A smart water shutoff system gives homeowners earlier warning and better control when water use becomes abnormal. It can send app alerts, track usage, and in some cases shut off the main water supply automatically or remotely. That can help limit damage from certain leaks and give homeowners more peace of mind.
But it is not a cure-all. It does not repair pipes, prevent every burst, or replace professional plumbing maintenance. The best results come from choosing the right system, installing it in the right location, tuning the alerts, and understanding what to do when it detects a problem.
If you are considering smart water shutoff installation near you, Daniels Plumbing Services can help you understand the options and protect your home with a professionally installed solution.
FAQ
What does a smart water shutoff system do?
A smart water shutoff system monitors water flow in the home, sends alerts when unusual activity is detected, and may shut off the main water supply automatically or through an app to help reduce water damage.
Is a smart shutoff system different from leak sensors?
Yes. Leak sensors detect water where the sensor is placed, such as under a sink or near a water heater. A smart shutoff system is installed on the main water line and can monitor broader water use, with some models able to close the main valve.

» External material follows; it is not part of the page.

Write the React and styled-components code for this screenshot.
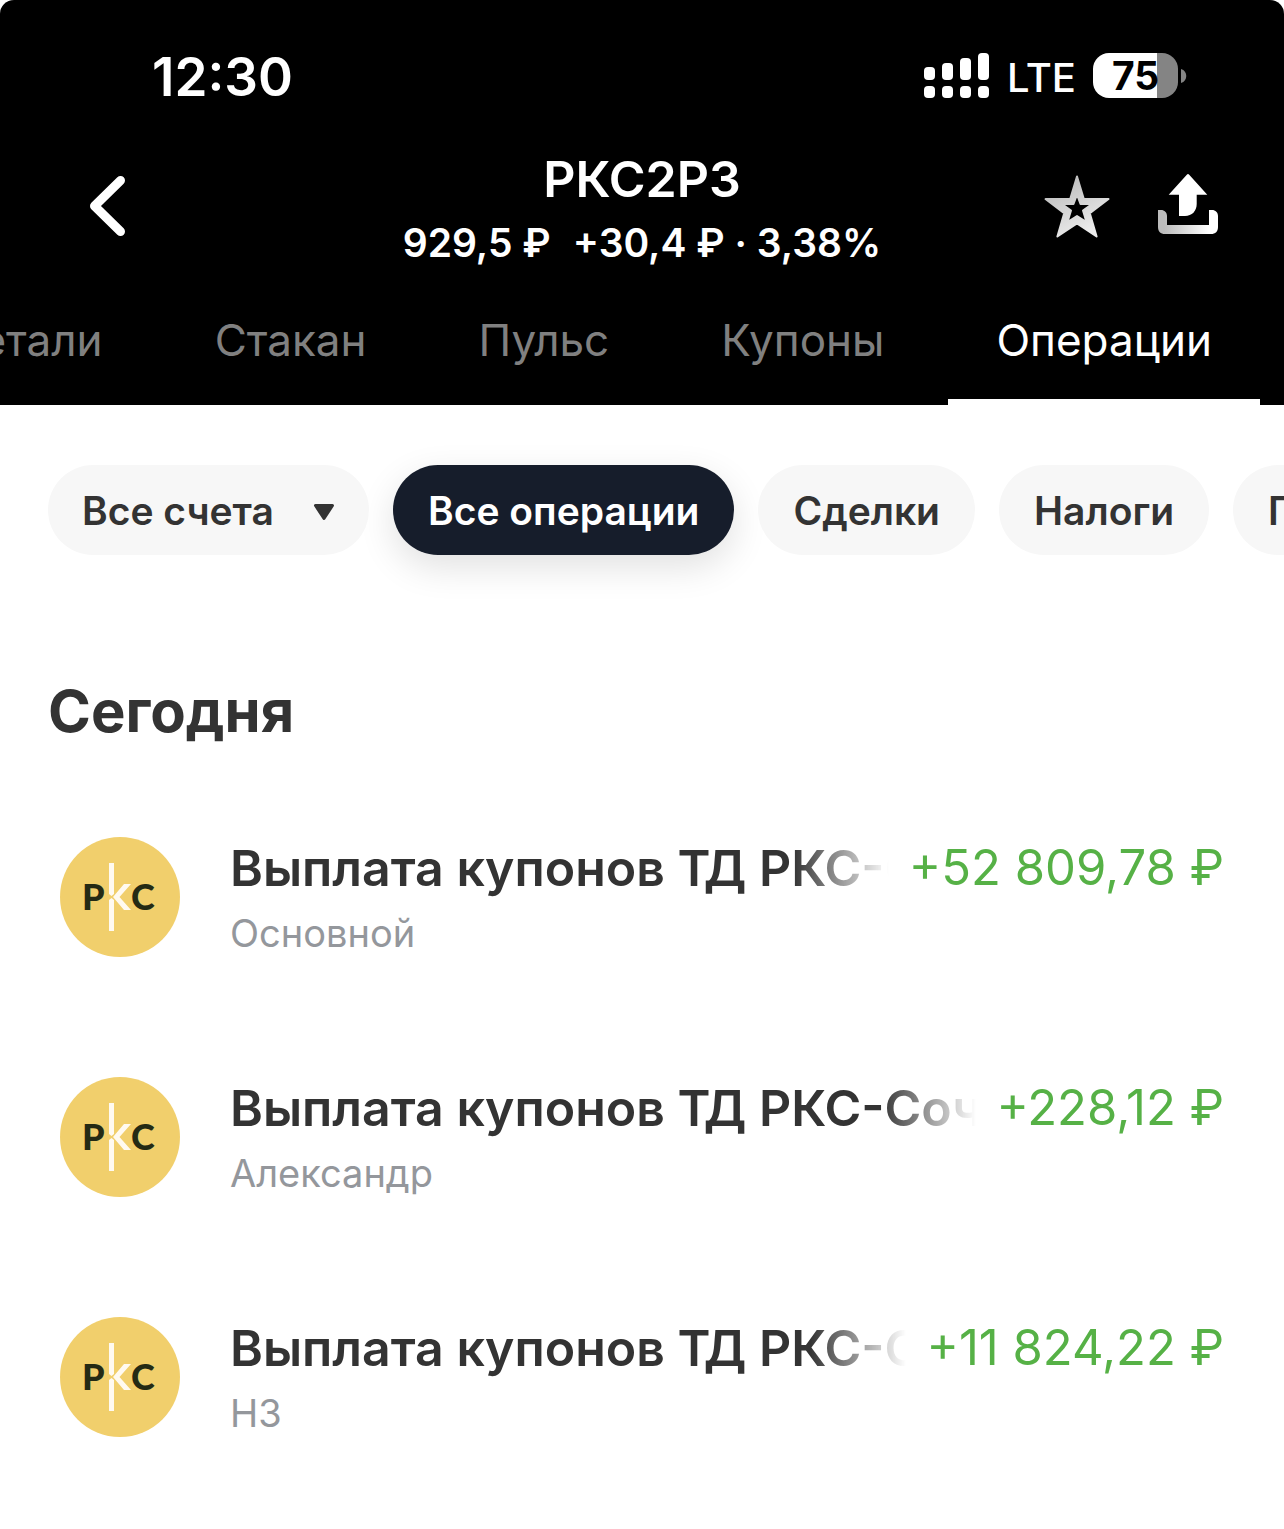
import React, { useState } from "react";
import styled, { createGlobalStyle } from "styled-components";

const GlobalStyle = createGlobalStyle`
  *, *::before, *::after {
    box-sizing: border-box;
  }

  html, body {
    margin: 0;
    padding: 0;
    background-color: #ffffff;
  }

  body, button, select {
    font-family: Inter, "Liberation Sans", sans-serif;
  }
`;

const Page = styled.div`
  overflow: hidden;
  color: #333333;
  background-color: #ffffff;
`;

const Header = styled.header`
  color: #ffffff;
  background-color: #000000;
  border-radius: 14px 14px 0 0;
`;

const StatusBar = styled.div`
  display: flex;
  justify-content: space-between;
  align-items: flex-start;
  padding: 45px 97px 0 152px;
`;

const Clock = styled.time`
  font-size: 53px;
  line-height: 64px;
  font-weight: 600;
`;

const StatusIcons = styled.div`
  display: flex;
  align-items: flex-end;
  gap: 17px;
  padding-top: 8px;
`;

const Network = styled.span`
  font-size: 40px;
  line-height: 40px;
  font-weight: 500;
`;

const Battery = styled.div`
  display: flex;
  align-items: center;
  gap: 3px;
`;

const BatteryLevel = styled.span`
  width: 85px;
  border-radius: 16px;
  color: #000000;
  background: linear-gradient(to right, #ffffff 75%, #848484 75%);
  font-size: 39px;
  line-height: 45px;
  font-weight: 700;
  text-align: center;
`;

const TitleBar = styled.div`
  display: grid;
  grid-template-columns: 1fr auto 1fr;
  align-items: center;
  padding: 40px 66px 0;
`;

const IconButton = styled.button`
  display: flex;
  padding: 0;
  border: none;
  background: none;
  color: inherit;
  cursor: pointer;
`;

const Instrument = styled.div`
  display: flex;
  flex-direction: column;
  align-items: center;
  gap: 14px;
`;

const Ticker = styled.h1`
  margin: 0;
  font-size: 50px;
  line-height: 60px;
  font-weight: 600;
`;

const Quote = styled.p`
  display: flex;
  gap: 22px;
  margin: 0;
  font-size: 39px;
  line-height: 40px;
  font-weight: 600;
  white-space: nowrap;
`;

const Actions = styled.div`
  display: flex;
  justify-content: flex-end;
  align-items: center;
  gap: 48px;
`;

const Tabs = styled.nav`
  display: flex;
  justify-content: flex-end;
  gap: 16px;
  padding-right: 24px;
  margin-top: 43px;
  overflow: hidden;
`;

const Tab = styled.a`
  flex: none;
  padding: 4px 48px 29px;
  border-bottom: 6px solid ${(props) => (props.$active ? "#ffffff" : "transparent")};
  color: ${(props) => (props.$active ? "#ffffff" : "#808080")};
  font-size: 44px;
  line-height: 60px;
  text-decoration: none;
`;

const Filters = styled.div`
  display: flex;
  gap: 24px;
  padding: 60px 0 60px 48px;
  overflow: hidden;
`;

const Chip = styled.button`
  flex: none;
  height: 90px;
  padding: 0 35px;
  border: none;
  border-radius: 45px;
  color: ${(props) => (props.$active ? "#ffffff" : "#333333")};
  background-color: ${(props) => (props.$active ? "#161d2b" : "#f7f7f7")};
  box-shadow: ${(props) => (props.$active ? "0 12px 36px rgba(0, 0, 0, 0.12)" : "none")};
  font-size: 39px;
  font-weight: 600;
  cursor: pointer;
`;

const AccountFilter = styled.label`
  position: relative;
  flex: none;
  color: #333333;
`;

const AccountSelect = styled.select`
  height: 90px;
  width: 321px;
  padding: 0 34px;
  border: none;
  border-radius: 45px;
  appearance: none;
  color: inherit;
  background-color: #f7f7f7;
  font-size: 39px;
  font-weight: 600;
  cursor: pointer;
`;

const SelectArrow = styled.svg`
  position: absolute;
  right: 34px;
  top: 38px;
  pointer-events: none;
`;

const Day = styled.h2`
  margin: 0;
  padding: 60px 48px 30px;
  font-size: 58px;
  line-height: 72px;
  font-weight: 700;
`;

const Operations = styled.ul`
  margin: 0;
  padding: 0 60px 32px;
  list-style: none;
`;

const Operation = styled.li`
  display: flex;
  align-items: flex-start;
  gap: 50px;
  padding: 60px 0 54px;
`;

const Avatar = styled.svg`
  flex: none;
  border-radius: 50%;
  background-color: #f1cf6c;
`;

const Details = styled.div`
  flex: 1;
  min-width: 0;
`;

const TopLine = styled.div`
  display: flex;
  gap: 20px;
  line-height: 62px;
  white-space: nowrap;
`;

const OperationTitle = styled.div`
  flex: 1;
  min-width: 0;
  overflow: hidden;
  font-size: 50px;
  font-weight: 600;
  mask-image: linear-gradient(to left, transparent, #000000 96px);
`;

const Amount = styled.div`
  color: #56b146;
  font-size: 49px;
`;

const Account = styled.div`
  padding-top: 4px;
  color: #94979c;
  font-size: 38px;
  line-height: 60px;
`;

const tabs = ["Детали", "Стакан", "Пульс", "Купоны", "Операции"];

const filters = ["Все операции", "Сделки", "Налоги", "Пополнения"];

const accounts = ["Все счета", "Основной", "Александр", "НЗ"];

const operations = [
  { id: 1, account: "Основной", amount: "+52 809,78 ₽" },
  { id: 2, account: "Александр", amount: "+228,12 ₽" },
  { id: 3, account: "НЗ", amount: "+11 824,22 ₽" },
];

function SignalIcon() {
  const tops = [14, 10, 5, 0];
  return (
    <svg width="66" height="45" viewBox="0 0 66 45" fill="#ffffff" aria-hidden="true">
      {tops.map((top, i) => (
        <g key={top}>
          <rect x={i * 18} y={top} width="11" height={27 - top} rx="4" />
          <rect x={i * 18} y="33" width="11" height="12" rx="4" />
        </g>
      ))}
    </svg>
  );
}

function BackIcon() {
  return (
    <svg width="70" height="64" viewBox="-14 0 70 64" fill="none" aria-hidden="true">
      <path
        d="M40.5 6.5 14.5 32l26 25.500"
        stroke="#ffffff"
        strokeWidth="9"
        strokeLinecap="round"
        strokeLinejoin="round"
      />
    </svg>
  );
}

function StarIcon() {
  return (
    <svg width="66" height="64" viewBox="0 -1 66 64" aria-hidden="true">
      <defs>
        <linearGradient id="star" x1="0" y1="0" x2="0.5" y2="1">
          <stop offset="0" stopColor="#b4b4b4" />
          <stop offset="1" stopColor="#ececec" />
        </linearGradient>
      </defs>
      <path
        fill="url(#star)"
        stroke="url(#star)"
        strokeWidth="2"
        strokeLinejoin="round"
        fillRule="evenodd"
        d="M33 1.500 39.800 24H64.500L45.800 38.300 52.600 61.500 33 48.500 13.400 61.500 20.200 38.300 1.500 24H26.200Z
           M33 19.500 29.500 29H18L27 35.500 23.500 47 33 41 42.500 47 39 35.500 48 29H36.500Z"
      />
    </svg>
  );
}

function ShareIcon() {
  return (
    <svg width="60" height="64" viewBox="0 0 60 64" aria-hidden="true">
      <defs>
        <linearGradient id="tray" x1="0" y1="0" x2="1" y2="0">
          <stop offset="0.100" stopColor="#bcbcbc" />
          <stop offset="0.850" stopColor="#ffffff" />
        </linearGradient>
      </defs>
      <path
        fill="#ffffff"
        d="M28.800.700a1.700 1.700 0 0 1 2.400 0L49.300 20.800H38.700V30C38.700 37 34 42 27 42H21V20.800H10.700Z"
      />
      <path
        fill="url(#tray)"
        d="M0 36H3C6.500 36 9 38.500 9 42V51H51V36H54C57.500 36 60 38.500 60 42V53C60 57.500 57.500 60 53 60H7C2.500 60 0 57.500 0 53Z"
      />
    </svg>
  );
}

function CompanyLogo() {
  return (
    <Avatar width="120" height="120" viewBox="0 0 120 120" role="img" aria-label="РКС">
      <g fill="#242a14" fontFamily='Lato, "Open Sans", sans-serif' fontSize="36" fontWeight="900">
        <text x="22" y="73">Р</text>
        <text x="71" y="73">С</text>
      </g>
      <g fill="#fffaf0">
        <path d="M49 26H54V57L51.500 59 49 57Z" />
        <path d="M49 63 51.500 61 54 63V94H49Z" />
        <path d="M64 47H71L59.500 60 71 73H64L53 60Z" />
      </g>
    </Avatar>
  );
}

export default function App() {
  const [activeTab, setActiveTab] = useState("Операции");
  const [activeFilter, setActiveFilter] = useState("Все операции");

  return (
    <Page>
      <GlobalStyle />
      <Header>
        <StatusBar>
          <Clock>12:30</Clock>
          <StatusIcons>
            <SignalIcon />
            <Network>LTE</Network>
            <Battery>
              <BatteryLevel>75</BatteryLevel>
              <svg width="6" height="16" viewBox="0 0 6 16" aria-hidden="true">
                <path d="M0 1C7 3 7 13 0 15Z" fill="#848484" />
              </svg>
            </Battery>
          </StatusIcons>
        </StatusBar>
        <TitleBar>
          <IconButton aria-label="Назад">
            <BackIcon />
          </IconButton>
          <Instrument>
            <Ticker>РКС2Р3</Ticker>
            <Quote>
              <span>929,5 ₽</span>
              <span>+30,4 ₽ · 3,38%</span>
            </Quote>
          </Instrument>
          <Actions>
            <IconButton aria-label="В избранное">
              <StarIcon />
            </IconButton>
            <IconButton aria-label="Поделиться">
              <ShareIcon />
            </IconButton>
          </Actions>
        </TitleBar>
        <Tabs>
          {tabs.map((tab) => (
            <Tab
              key={tab}
              href="#"
              $active={tab === activeTab}
              onClick={() => setActiveTab(tab)}
            >
              {tab}
            </Tab>
          ))}
        </Tabs>
      </Header>
      <main>
        <Filters>
          <AccountFilter>
            <AccountSelect aria-label="Счет">
              {accounts.map((account) => (
                <option key={account}>{account}</option>
              ))}
            </AccountSelect>
            <SelectArrow width="22" height="18" viewBox="0 0 22 18" aria-hidden="true">
              <path
                d="M2.500 2.500H19.500L11 15.500Z"
                fill="currentColor"
                stroke="currentColor"
                strokeWidth="3"
                strokeLinejoin="round"
              />
            </SelectArrow>
          </AccountFilter>
          {filters.map((filter) => (
            <Chip
              key={filter}
              $active={filter === activeFilter}
              onClick={() => setActiveFilter(filter)}
            >
              {filter}
            </Chip>
          ))}
        </Filters>
        <Day>Сегодня</Day>
        <Operations>
          {operations.map((operation) => (
            <Operation key={operation.id}>
              <CompanyLogo />
              <Details>
                <TopLine>
                  <OperationTitle>Выплата купонов ТД РКС-Сочи</OperationTitle>
                  <Amount>{operation.amount}</Amount>
                </TopLine>
                <Account>{operation.account}</Account>
              </Details>
            </Operation>
          ))}
        </Operations>
      </main>
    </Page>
  );
}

Does smart shutoff prevent pipe bursts?
It does not usually prevent a pipe from bursting. It can help reduce damage by detecting abnormal water flow and shutting off the water sooner after a leak or burst occurs.
Where is a smart water shutoff installed?
Most whole-house smart shutoff systems are installed on the main water line where water enters the home. The best location depends on the plumbing layout, access, pipe type, power, and connectivity.
Who should install a smart water shutoff system?
A licensed plumbing professional should install the system because it connects directly to the home’s water line. Professional installation helps ensure correct placement, leak-free fittings, valve operation, and proper setup.